Another privacy paper by Yldirim and Ermis (in Statistics and Computing, 2019) on how MCMC can ensure privacy. For free. The original penalty algorithm of Ceperley and Dewing (1999) is a form of Metropolis-Hastings algorithm where the Metropolis-Hastings acceptance probability is replaced with an unbiased estimate (e.g., there exists an unbiased and Normal estimate of the log-acceptance ratio, λ(θ, θ’), whose exponential can be corrected to remain unbiased). In that case, the algorithm remains exact.
“Adding noise to λ(θ, θ) may help with preserving some sort of data privacy in a Bayesian framework where [the posterior], hence λ(θ, θ), depends on the data.”
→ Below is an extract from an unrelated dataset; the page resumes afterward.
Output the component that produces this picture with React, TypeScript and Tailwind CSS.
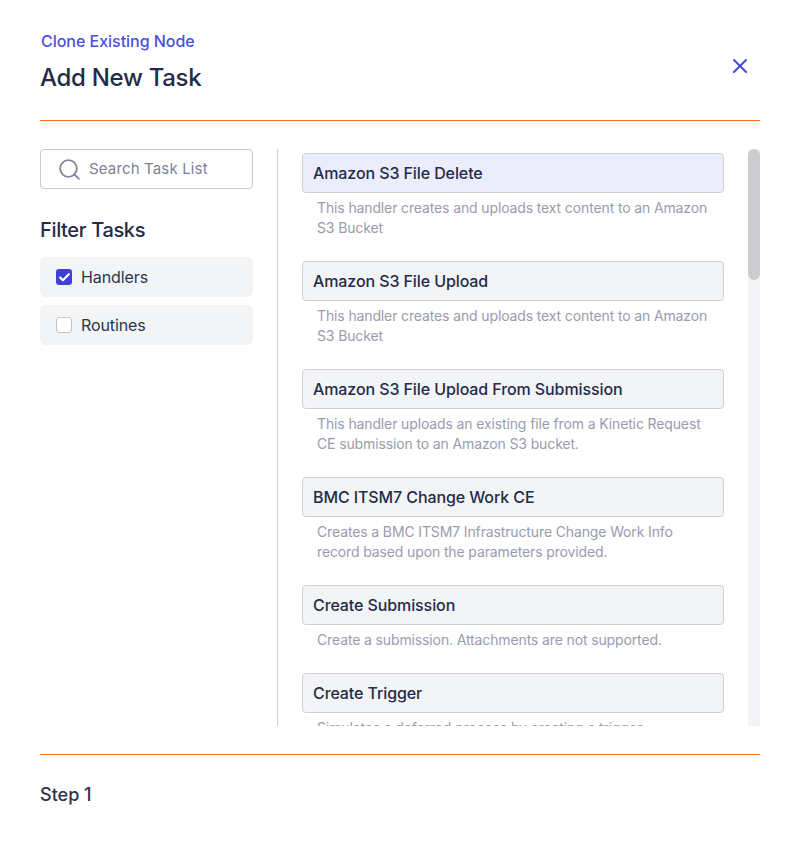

Rather than being forced into replacing the Metropolis-Hastings acceptance probability with an unbiased estimate as in pseudo-marginal MCMC, the trick here is in replacing λ(θ, θ’) with a Normal perturbation, hence preserving both the target (as shown by Ceperley and Dewing (1999)) and the data privacy, by returning a noisy likelihood ratio. Then, assuming that the difference sensitivity function for the log-likelihood [the maximum difference c(θ, θ’) over pairs of observations of the difference between log-likelihoods at two arbitrary parameter values θ and θ’] is decreasing as a power of the sample size n, the penalty algorithm is differentially private, provided the variance is large enough (in connection with c(θ, θ’)] after a certain number of MCMC iterations. Yldirim and Ermis (2019) show that the setting covers the case of distributed, private, data. even though the efficiency decreases with the number of (protected) data silos. (Another drawback is that the data owners must keep exchanging likelihood ratio estimates.